• _Task objective_
All of the data that follows should be retyped exactly, please, except the pictures.

** BEGIN **

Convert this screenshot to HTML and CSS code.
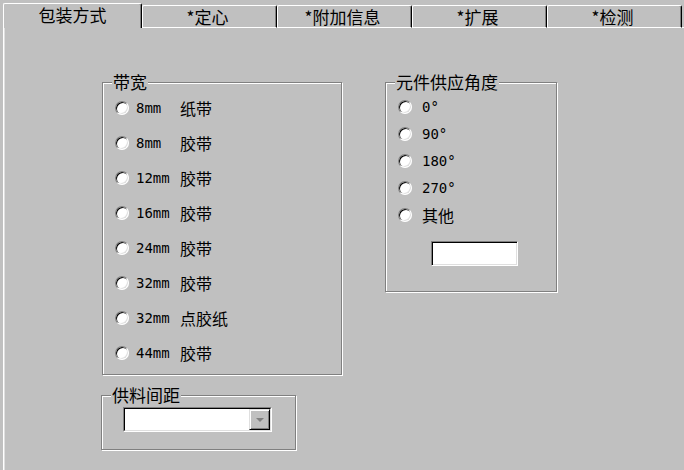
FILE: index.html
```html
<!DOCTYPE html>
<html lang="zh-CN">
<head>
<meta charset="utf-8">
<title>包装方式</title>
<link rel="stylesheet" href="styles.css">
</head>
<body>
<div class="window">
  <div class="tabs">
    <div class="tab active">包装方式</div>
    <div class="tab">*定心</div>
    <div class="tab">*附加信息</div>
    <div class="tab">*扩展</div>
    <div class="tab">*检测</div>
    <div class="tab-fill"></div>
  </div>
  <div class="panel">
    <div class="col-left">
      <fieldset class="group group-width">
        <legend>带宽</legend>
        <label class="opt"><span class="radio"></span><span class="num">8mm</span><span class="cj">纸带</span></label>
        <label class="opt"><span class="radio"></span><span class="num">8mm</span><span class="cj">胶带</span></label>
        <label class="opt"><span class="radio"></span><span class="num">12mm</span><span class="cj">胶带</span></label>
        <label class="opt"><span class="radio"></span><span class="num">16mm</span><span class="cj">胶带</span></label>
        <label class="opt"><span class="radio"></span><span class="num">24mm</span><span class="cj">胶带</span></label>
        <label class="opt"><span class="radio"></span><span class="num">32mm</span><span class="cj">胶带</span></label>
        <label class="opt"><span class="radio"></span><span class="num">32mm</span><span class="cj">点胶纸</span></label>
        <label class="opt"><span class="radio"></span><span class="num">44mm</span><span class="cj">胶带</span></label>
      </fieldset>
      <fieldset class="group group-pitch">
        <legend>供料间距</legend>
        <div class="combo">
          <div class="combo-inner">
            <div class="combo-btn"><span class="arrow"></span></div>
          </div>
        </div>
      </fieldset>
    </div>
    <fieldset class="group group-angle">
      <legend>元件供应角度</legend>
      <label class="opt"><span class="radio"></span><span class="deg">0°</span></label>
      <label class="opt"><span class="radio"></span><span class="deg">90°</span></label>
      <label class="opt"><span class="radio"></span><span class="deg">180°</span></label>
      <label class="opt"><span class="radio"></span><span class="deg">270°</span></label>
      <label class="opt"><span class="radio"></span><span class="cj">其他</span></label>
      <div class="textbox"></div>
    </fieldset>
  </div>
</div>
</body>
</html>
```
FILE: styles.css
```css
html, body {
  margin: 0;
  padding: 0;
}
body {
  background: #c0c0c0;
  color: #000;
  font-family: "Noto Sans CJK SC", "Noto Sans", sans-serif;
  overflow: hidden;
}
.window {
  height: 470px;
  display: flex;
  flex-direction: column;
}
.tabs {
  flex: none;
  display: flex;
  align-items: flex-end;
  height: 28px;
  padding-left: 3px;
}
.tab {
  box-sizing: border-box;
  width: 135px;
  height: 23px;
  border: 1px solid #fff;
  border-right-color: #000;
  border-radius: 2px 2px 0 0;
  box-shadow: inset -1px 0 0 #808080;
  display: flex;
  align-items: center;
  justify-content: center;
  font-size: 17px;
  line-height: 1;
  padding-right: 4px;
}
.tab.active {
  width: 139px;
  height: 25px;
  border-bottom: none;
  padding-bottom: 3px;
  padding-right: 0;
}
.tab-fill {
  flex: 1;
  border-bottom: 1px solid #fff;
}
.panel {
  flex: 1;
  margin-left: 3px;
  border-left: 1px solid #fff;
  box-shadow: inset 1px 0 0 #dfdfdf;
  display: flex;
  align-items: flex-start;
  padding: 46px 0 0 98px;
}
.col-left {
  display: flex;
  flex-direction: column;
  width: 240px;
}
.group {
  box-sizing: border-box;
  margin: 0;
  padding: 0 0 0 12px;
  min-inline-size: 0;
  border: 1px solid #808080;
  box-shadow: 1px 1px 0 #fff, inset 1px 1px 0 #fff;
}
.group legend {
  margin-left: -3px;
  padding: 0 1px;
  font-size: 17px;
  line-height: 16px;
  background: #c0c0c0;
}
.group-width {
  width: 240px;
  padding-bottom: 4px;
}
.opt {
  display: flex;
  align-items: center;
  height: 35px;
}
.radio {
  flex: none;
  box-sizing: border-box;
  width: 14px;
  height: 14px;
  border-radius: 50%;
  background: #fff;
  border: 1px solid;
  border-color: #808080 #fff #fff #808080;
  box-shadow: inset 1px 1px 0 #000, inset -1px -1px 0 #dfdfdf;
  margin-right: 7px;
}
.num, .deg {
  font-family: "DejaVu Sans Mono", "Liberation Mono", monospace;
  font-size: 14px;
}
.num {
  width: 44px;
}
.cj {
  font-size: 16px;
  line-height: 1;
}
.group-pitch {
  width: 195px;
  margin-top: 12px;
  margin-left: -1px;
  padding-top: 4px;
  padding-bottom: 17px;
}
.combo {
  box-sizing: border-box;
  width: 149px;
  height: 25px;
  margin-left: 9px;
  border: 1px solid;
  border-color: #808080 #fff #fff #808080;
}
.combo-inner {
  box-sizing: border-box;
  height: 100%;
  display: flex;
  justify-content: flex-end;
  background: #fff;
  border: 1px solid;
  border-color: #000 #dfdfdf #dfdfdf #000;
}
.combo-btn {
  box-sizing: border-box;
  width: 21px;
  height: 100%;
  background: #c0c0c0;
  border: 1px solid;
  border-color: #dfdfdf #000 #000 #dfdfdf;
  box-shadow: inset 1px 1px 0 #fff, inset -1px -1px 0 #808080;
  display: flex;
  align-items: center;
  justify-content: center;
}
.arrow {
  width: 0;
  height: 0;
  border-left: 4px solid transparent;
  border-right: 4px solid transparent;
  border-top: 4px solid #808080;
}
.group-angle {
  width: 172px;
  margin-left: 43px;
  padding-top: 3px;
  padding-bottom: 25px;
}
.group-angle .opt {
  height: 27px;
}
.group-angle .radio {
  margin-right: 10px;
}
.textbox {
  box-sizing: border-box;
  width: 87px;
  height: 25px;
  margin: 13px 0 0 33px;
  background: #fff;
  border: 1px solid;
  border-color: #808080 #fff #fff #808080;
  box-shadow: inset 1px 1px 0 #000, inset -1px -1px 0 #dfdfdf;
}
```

** END **

• _Result of this task_
Convert this screenshot to HTML and CSS code.
FILE: index.html
```html
<!DOCTYPE html>
<html lang="zh-CN">
<head>
<meta charset="utf-8">
<title>包装方式</title>
<link rel="stylesheet" href="styles.css">
</head>
<body>
<div class="window">
  <div class="tabs">
    <div class="tab active">包装方式</div>
    <div class="tab">*定心</div>
    <div class="tab">*附加信息</div>
    <div class="tab">*扩展</div>
    <div class="tab">*检测</div>
    <div class="tab-fill"></div>
  </div>
  <div class="panel">
    <div class="col-left">
      <fieldset class="group group-width">
        <legend>带宽</legend>
        <label class="opt"><span class="radio"></span><span class="num">8mm</span><span class="cj">纸带</span></label>
        <label class="opt"><span class="radio"></span><span class="num">8mm</span><span class="cj">胶带</span></label>
        <label class="opt"><span class="radio"></span><span class="num">12mm</span><span class="cj">胶带</span></label>
        <label class="opt"><span class="radio"></span><span class="num">16mm</span><span class="cj">胶带</span></label>
        <label class="opt"><span class="radio"></span><span class="num">24mm</span><span class="cj">胶带</span></label>
        <label class="opt"><span class="radio"></span><span class="num">32mm</span><span class="cj">胶带</span></label>
        <label class="opt"><span class="radio"></span><span class="num">32mm</span><span class="cj">点胶纸</span></label>
        <label class="opt"><span class="radio"></span><span class="num">44mm</span><span class="cj">胶带</span></label>
      </fieldset>
      <fieldset class="group group-pitch">
        <legend>供料间距</legend>
        <div class="combo">
          <div class="combo-inner">
            <div class="combo-btn"><span class="arrow"></span></div>
          </div>
        </div>
      </fieldset>
    </div>
    <fieldset class="group group-angle">
      <legend>元件供应角度</legend>
      <label class="opt"><span class="radio"></span><span class="deg">0°</span></label>
      <label class="opt"><span class="radio"></span><span class="deg">90°</span></label>
      <label class="opt"><span class="radio"></span><span class="deg">180°</span></label>
      <label class="opt"><span class="radio"></span><span class="deg">270°</span></label>
      <label class="opt"><span class="radio"></span><span class="cj">其他</span></label>
      <div class="textbox"></div>
    </fieldset>
  </div>
</div>
</body>
</html>
```
FILE: styles.css
```css
html, body {
  margin: 0;
  padding: 0;
}
body {
  background: #c0c0c0;
  color: #000;
  font-family: "Noto Sans CJK SC", "Noto Sans", sans-serif;
  overflow: hidden;
}
.window {
  height: 470px;
  display: flex;
  flex-direction: column;
}
.tabs {
  flex: none;
  display: flex;
  align-items: flex-end;
  height: 28px;
  padding-left: 3px;
}
.tab {
  box-sizing: border-box;
  width: 135px;
  height: 23px;
  border: 1px solid #fff;
  border-right-color: #000;
  border-radius: 2px 2px 0 0;
  box-shadow: inset -1px 0 0 #808080;
  display: flex;
  align-items: center;
  justify-content: center;
  font-size: 17px;
  line-height: 1;
  padding-right: 4px;
}
.tab.active {
  width: 139px;
  height: 25px;
  border-bottom: none;
  padding-bottom: 3px;
  padding-right: 0;
}
.tab-fill {
  flex: 1;
  border-bottom: 1px solid #fff;
}
.panel {
  flex: 1;
  margin-left: 3px;
  border-left: 1px solid #fff;
  box-shadow: inset 1px 0 0 #dfdfdf;
  display: flex;
  align-items: flex-start;
  padding: 46px 0 0 98px;
}
.col-left {
  display: flex;
  flex-direction: column;
  width: 240px;
}
.group {
  box-sizing: border-box;
  margin: 0;
  padding: 0 0 0 12px;
  min-inline-size: 0;
  border: 1px solid #808080;
  box-shadow: 1px 1px 0 #fff, inset 1px 1px 0 #fff;
}
.group legend {
  margin-left: -3px;
  padding: 0 1px;
  font-size: 17px;
  line-height: 16px;
  background: #c0c0c0;
}
.group-width {
  width: 240px;
  padding-bottom: 4px;
}
.opt {
  display: flex;
  align-items: center;
  height: 35px;
}
.radio {
  flex: none;
  box-sizing: border-box;
  width: 14px;
  height: 14px;
  border-radius: 50%;
  background: #fff;
  border: 1px solid;
  border-color: #808080 #fff #fff #808080;
  box-shadow: inset 1px 1px 0 #000, inset -1px -1px 0 #dfdfdf;
  margin-right: 7px;
}
.num, .deg {
  font-family: "DejaVu Sans Mono", "Liberation Mono", monospace;
  font-size: 14px;
}
.num {
  width: 44px;
}
.cj {
  font-size: 16px;
  line-height: 1;
}
.group-pitch {
  width: 195px;
  margin-top: 12px;
  margin-left: -1px;
  padding-top: 4px;
  padding-bottom: 17px;
}
.combo {
  box-sizing: border-box;
  width: 149px;
  height: 25px;
  margin-left: 9px;
  border: 1px solid;
  border-color: #808080 #fff #fff #808080;
}
.combo-inner {
  box-sizing: border-box;
  height: 100%;
  display: flex;
  justify-content: flex-end;
  background: #fff;
  border: 1px solid;
  border-color: #000 #dfdfdf #dfdfdf #000;
}
.combo-btn {
  box-sizing: border-box;
  width: 21px;
  height: 100%;
  background: #c0c0c0;
  border: 1px solid;
  border-color: #dfdfdf #000 #000 #dfdfdf;
  box-shadow: inset 1px 1px 0 #fff, inset -1px -1px 0 #808080;
  display: flex;
  align-items: center;
  justify-content: center;
}
.arrow {
  width: 0;
  height: 0;
  border-left: 4px solid transparent;
  border-right: 4px solid transparent;
  border-top: 4px solid #808080;
}
.group-angle {
  width: 172px;
  margin-left: 43px;
  padding-top: 3px;
  padding-bottom: 25px;
}
.group-angle .opt {
  height: 27px;
}
.group-angle .radio {
  margin-right: 10px;
}
.textbox {
  box-sizing: border-box;
  width: 87px;
  height: 25px;
  margin: 13px 0 0 33px;
  background: #fff;
  border: 1px solid;
  border-color: #808080 #fff #fff #808080;
  box-shadow: inset 1px 1px 0 #000, inset -1px -1px 0 #dfdfdf;
}
```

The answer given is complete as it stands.